• **Data shown**:
▽
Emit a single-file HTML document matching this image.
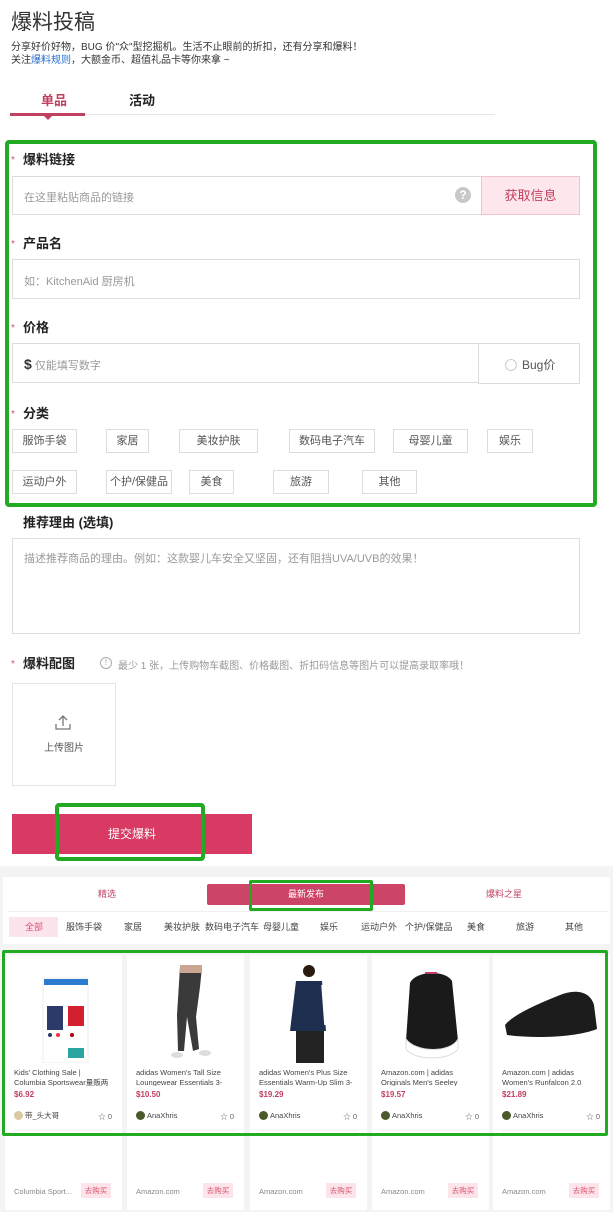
<!DOCTYPE html>
<html><head><meta charset="utf-8">
<style>
*{margin:0;padding:0;box-sizing:border-box}
body{width:613px;height:1212px;overflow:hidden;background:#fff;font-family:"Liberation Sans","Noto Sans CJK SC",sans-serif;color:#333;position:relative}
.a{position:absolute}
.lbl{position:absolute;left:23px;font-size:13px;font-weight:bold;color:#222;line-height:16px}
.star{position:absolute;left:11px;color:#d9536f;font-size:10px}
.inp{position:absolute;left:12px;width:568px;border:1px solid #dcdcdc;background:#fff;font-size:11px;color:#999}
.tag{position:absolute;height:24px;border:1px solid #dcdcdc;font-size:11px;color:#555;text-align:center;line-height:22px;white-space:nowrap}
.ct{position:absolute;top:917px;font-size:9px;color:#444;line-height:20px}
.card{position:absolute;top:955px;width:117px;height:255px;background:#fff}
.card .t{position:absolute;left:9px;top:113px;width:100px;font-size:7.5px;line-height:10px;color:#444;height:18px;overflow:hidden}
.card .p{position:absolute;left:9px;top:135px;font-size:8px;color:#c2405f;font-weight:bold}
.card .u{position:absolute;left:9px;top:156px;font-size:7.5px;color:#444;line-height:10px}
.card .u i{display:inline-block;width:9px;height:9px;border-radius:50%;background:#4a5a2a;vertical-align:-2px;margin-right:2px}
.card .s{position:absolute;right:10px;top:156px;font-size:7.5px;color:#666}
.card .ln{position:absolute;left:9px;right:9px;top:175px;border-top:1px solid #f0f0f0}
.card .m{position:absolute;left:9px;top:232px;font-size:7.5px;color:#888}
.card .b{position:absolute;right:11px;top:228px;width:30px;height:15px;background:#fde4ea;color:#d9536f;font-size:7.5px;text-align:center;line-height:15px}
.card svg{position:absolute;left:8px;top:8px}
</style></head><body>

<div class="a" style="left:11px;top:6px;font-size:21px;color:#333">爆料投稿</div>
<div class="a" style="left:11px;top:41px;font-size:10px;line-height:13px;color:#333">分享好价好物，BUG 价"众"型挖掘机。生活不止眼前的折扣，还有分享和爆料！<br>关注<span style="color:#2a6fd6">爆料规则</span>，大额金币、超值礼品卡等你来拿 ~</div>

<div class="a" style="left:41px;top:90px;font-size:13px;font-weight:bold;color:#c2405f">单品</div>
<div class="a" style="left:129px;top:90px;font-size:13px;font-weight:bold;color:#222">活动</div>
<div class="a" style="left:10px;top:114px;width:485px;height:1px;background:#e6e6e6"></div>
<div class="a" style="left:10px;top:113px;width:75px;height:3px;background:#c2405f"></div>
<div class="a" style="left:44px;top:116px;width:0;height:0;border-left:4px solid transparent;border-right:4px solid transparent;border-top:4px solid #c2405f"></div>

<div class="a" style="left:0;top:866px;width:613px;height:11px;background:#f4f4f4"></div>

<span class="star" style="top:155px">*</span><div class="lbl" style="top:152px">爆料链接</div>
<div class="inp" style="top:176px;height:39px;padding:12px 11px">在这里粘贴商品的链接</div>
<div class="a" style="left:455px;top:187px;width:16px;height:16px;border-radius:50%;background:#c8c8c8;color:#fff;font-size:12px;font-weight:bold;text-align:center;line-height:16px">?</div>
<div class="a" style="left:481px;top:176px;width:99px;height:39px;background:#fde6ec;border:1px solid #efc4cf;color:#c2405f;font-size:13px;text-align:center;line-height:37px">获取信息</div>

<span class="star" style="top:239px">*</span><div class="lbl" style="top:236px">产品名</div>
<div class="inp" style="top:259px;height:40px;padding:13px 11px">如：KitchenAid 厨房机</div>

<span class="star" style="top:323px">*</span><div class="lbl" style="top:320px">价格</div>
<div class="inp" style="top:343px;height:40px;padding:12px 11px"><b style="color:#333;font-size:14px">$</b> 仅能填写数字</div>
<div class="a" style="left:478px;top:343px;width:102px;height:41px;border:1px solid #dcdcdc;background:#fff;font-size:12px;color:#555;padding:12px 0 0 26px"><span style="display:inline-block;width:12px;height:12px;border:1px solid #ccc;border-radius:50%;vertical-align:-2px;margin-right:5px"></span>Bug价</div>

<span class="star" style="top:409px">*</span><div class="lbl" style="top:406px">分类</div>
<div class="tag" style="left:12px;top:429px;width:65px">服饰手袋</div>
<div class="tag" style="left:106px;top:429px;width:43px">家居</div>
<div class="tag" style="left:179px;top:429px;width:79px">美妆护肤</div>
<div class="tag" style="left:289px;top:429px;width:86px">数码电子汽车</div>
<div class="tag" style="left:393px;top:429px;width:75px">母婴儿童</div>
<div class="tag" style="left:487px;top:429px;width:46px">娱乐</div>
<div class="tag" style="left:12px;top:470px;width:65px">运动户外</div>
<div class="tag" style="left:106px;top:470px;width:66px">个护/保健品</div>
<div class="tag" style="left:189px;top:470px;width:45px">美食</div>
<div class="tag" style="left:273px;top:470px;width:56px">旅游</div>
<div class="tag" style="left:362px;top:470px;width:55px">其他</div>

<div class="a" style="left:5px;top:140px;width:592px;height:367px;border:4px solid #22aa22;border-radius:4px"></div>

<div class="lbl" style="top:515px">推荐理由 (选填)</div>
<div class="inp" style="top:538px;height:96px;padding:11px">描述推荐商品的理由。例如：这款婴儿车安全又坚固，还有阻挡UVA/UVB的效果！</div>

<span class="star" style="top:659px">*</span><div class="lbl" style="top:656px">爆料配图</div>
<div class="a" style="left:100px;top:657px;width:12px;height:12px;border:1px solid #aaa;border-radius:50%;font-size:8px;color:#999;text-align:center;line-height:10px">!</div>
<div class="a" style="left:118px;top:657px;font-size:10px;color:#999">最少 1 张，上传购物车截图、价格截图、折扣码信息等图片可以提高录取率哦！</div>
<div class="a" style="left:12px;top:683px;width:104px;height:103px;border:1px solid #e4e4e4"></div>
<svg class="a" style="left:54px;top:714px" width="18" height="16" viewBox="0 0 18 16"><path d="M9 12V2M5 6l4-4 4 4M2 10v5h14v-5" fill="none" stroke="#777" stroke-width="1.3"/></svg>
<div class="a" style="left:44px;top:739px;font-size:10px;color:#555">上传图片</div>

<div class="a" style="left:12px;top:814px;width:240px;height:40px;background:#d93a64;color:#fff;font-size:12px;text-align:center;line-height:40px">提交爆料</div>
<div class="a" style="left:55px;top:803px;width:150px;height:58px;border:4px solid #22aa22;border-radius:4px"></div>

<div class="a" style="left:0;top:877px;width:613px;height:335px;background:#f4f4f4"></div>
<div class="a" style="left:3px;top:877px;width:607px;height:67px;background:#fff"></div>
<div class="a" style="left:98px;top:887px;font-size:9px;color:#c2405f">精选</div>
<div class="a" style="left:207px;top:884px;width:198px;height:21px;background:#cc4466;border-radius:2px;color:#fff;font-size:9px;text-align:center;line-height:21px">最新发布</div>
<div class="a" style="left:486px;top:887px;font-size:9px;color:#c2405f">爆料之星</div>
<div class="a" style="left:249px;top:880px;width:124px;height:31px;border:3px solid #22aa22;border-radius:2px"></div>
<div class="a" style="left:8px;top:911px;width:600px;height:1px;background:#f0f0f0"></div>
<div class="a" style="left:9px;top:917px;width:49px;height:20px;background:#fce4ec"></div>
<div class="ct" style="left:25px;color:#d9536f">全部</div>
<div class="ct" style="left:66px">服饰手袋</div>
<div class="ct" style="left:124px">家居</div>
<div class="ct" style="left:164px">美妆护肤</div>
<div class="ct" style="left:205px">数码电子汽车</div>
<div class="ct" style="left:263px">母婴儿童</div>
<div class="ct" style="left:320px">娱乐</div>
<div class="ct" style="left:361px">运动户外</div>
<div class="ct" style="left:405px">个护/保健品</div>
<div class="ct" style="left:467px">美食</div>
<div class="ct" style="left:516px">旅游</div>
<div class="ct" style="left:565px">其他</div>

<div class="card" style="left:5px">
<svg width="100" height="100"><rect x="30" y="15" width="45" height="85" fill="#fff" stroke="#eee"/><rect x="31" y="16" width="44" height="6" fill="#2a7bd0"/><rect x="34" y="43" width="16" height="24" fill="#2c3a6a"/><rect x="55" y="43" width="16" height="20" fill="#d32030"/><circle cx="37" cy="72" r="2" fill="#2c3a6a"/><circle cx="45" cy="72" r="2" fill="#e34"/><circle cx="59" cy="72" r="2" fill="#a01"/><rect x="55" y="85" width="16" height="10" fill="#2aa6a0"/></svg>
<div class="t">Kids' Clothing Sale | Columbia Sportswear量贩两日大促，低至4折</div><div class="p">$6.92</div>
<div class="u"><i style="background:#d9c8a0"></i>带_头大哥</div><div class="s">☆ 0</div><div class="ln"></div>
<div class="m">Columbia Sport...</div><div class="b">去购买</div></div>

<div class="card" style="left:127px">
<svg width="100" height="100"><path d="M45 4h22l-2 20 -4 30 3 32 -6 2 -6-34 -3 34h-6l-1-36z" fill="#3a3a3a"/><rect x="45" y="2" width="22" height="8" fill="#c9a592"/><ellipse cx="42" cy="92" rx="6" ry="3" fill="#ddd"/><ellipse cx="70" cy="90" rx="6" ry="3" fill="#ddd"/></svg>
<div class="t">adidas Women's Tall Size Loungewear Essentials 3-Stripes Leggings, Dark Grey</div><div class="p">$10.50</div>
<div class="u"><i></i>AnaXhris</div><div class="s">☆ 0</div><div class="ln"></div>
<div class="m">Amazon.com</div><div class="b">去购买</div></div>

<div class="card" style="left:250px">
<svg width="100" height="100"><circle cx="51" cy="8" r="6" fill="#2a1a10"/><path d="M38 18h26l4 50h-36z" fill="#1e2e4e"/><path d="M38 68h28v32h-28z" fill="#222"/><path d="M64 22l3 40" stroke="#fff" stroke-width="1.5"/></svg>
<div class="t">adidas Women's Plus Size Essentials Warm-Up Slim 3-Stripes Track Top, Legend Ink</div><div class="p">$19.29</div>
<div class="u"><i></i>AnaXhris</div><div class="s">☆ 0</div><div class="ln"></div>
<div class="m">Amazon.com</div><div class="b">去购买</div></div>

<div class="card" style="left:372px">
<svg width="100" height="100"><path d="M30 20c5-12 35-14 42-2l6 60c-5 12-45 12-52 0z" fill="#1a1a1a"/><path d="M26 76c10 14 45 14 52 0v10c-8 12-44 12-52 0z" fill="#fff" stroke="#ddd"/><path d="M45 10h12" stroke="#c2405f" stroke-width="2"/></svg>
<div class="t">Amazon.com | adidas Originals Men's Seeley Sneaker, Black/Black/Scarlet</div><div class="p">$19.57</div>
<div class="u"><i></i>AnaXhris</div><div class="s">☆ 0</div><div class="ln"></div>
<div class="m">Amazon.com</div><div class="b">去购买</div></div>

<div class="card" style="left:493px">
<svg width="100" height="100"><path d="M4 62c8-10 30-20 55-30 15-6 30-4 34 10l3 24c-20 8-60 10-90 6z" fill="#1c1c1c"/></svg>
<div class="t">Amazon.com | adidas Women's Runfalcon 2.0 Running Shoe</div><div class="p">$21.89</div>
<div class="u"><i></i>AnaXhris</div><div class="s">☆ 0</div><div class="ln"></div>
<div class="m">Amazon.com</div><div class="b">去购买</div></div>

<div class="a" style="left:2px;top:950px;width:606px;height:186px;border:3px solid #22aa22;border-radius:2px"></div>
</body></html>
△
Go from the first line of the data above to the line containing "</style></head><body>" and retype exactly those lines, both included, but none of the pictures.

• **Exercise output**:
Emit a single-file HTML document matching this image.
<!DOCTYPE html>
<html><head><meta charset="utf-8">
<style>
*{margin:0;padding:0;box-sizing:border-box}
body{width:613px;height:1212px;overflow:hidden;background:#fff;font-family:"Liberation Sans","Noto Sans CJK SC",sans-serif;color:#333;position:relative}
.a{position:absolute}
.lbl{position:absolute;left:23px;font-size:13px;font-weight:bold;color:#222;line-height:16px}
.star{position:absolute;left:11px;color:#d9536f;font-size:10px}
.inp{position:absolute;left:12px;width:568px;border:1px solid #dcdcdc;background:#fff;font-size:11px;color:#999}
.tag{position:absolute;height:24px;border:1px solid #dcdcdc;font-size:11px;color:#555;text-align:center;line-height:22px;white-space:nowrap}
.ct{position:absolute;top:917px;font-size:9px;color:#444;line-height:20px}
.card{position:absolute;top:955px;width:117px;height:255px;background:#fff}
.card .t{position:absolute;left:9px;top:113px;width:100px;font-size:7.5px;line-height:10px;color:#444;height:18px;overflow:hidden}
.card .p{position:absolute;left:9px;top:135px;font-size:8px;color:#c2405f;font-weight:bold}
.card .u{position:absolute;left:9px;top:156px;font-size:7.5px;color:#444;line-height:10px}
.card .u i{display:inline-block;width:9px;height:9px;border-radius:50%;background:#4a5a2a;vertical-align:-2px;margin-right:2px}
.card .s{position:absolute;right:10px;top:156px;font-size:7.5px;color:#666}
.card .ln{position:absolute;left:9px;right:9px;top:175px;border-top:1px solid #f0f0f0}
.card .m{position:absolute;left:9px;top:232px;font-size:7.5px;color:#888}
.card .b{position:absolute;right:11px;top:228px;width:30px;height:15px;background:#fde4ea;color:#d9536f;font-size:7.5px;text-align:center;line-height:15px}
.card svg{position:absolute;left:8px;top:8px}
</style></head><body>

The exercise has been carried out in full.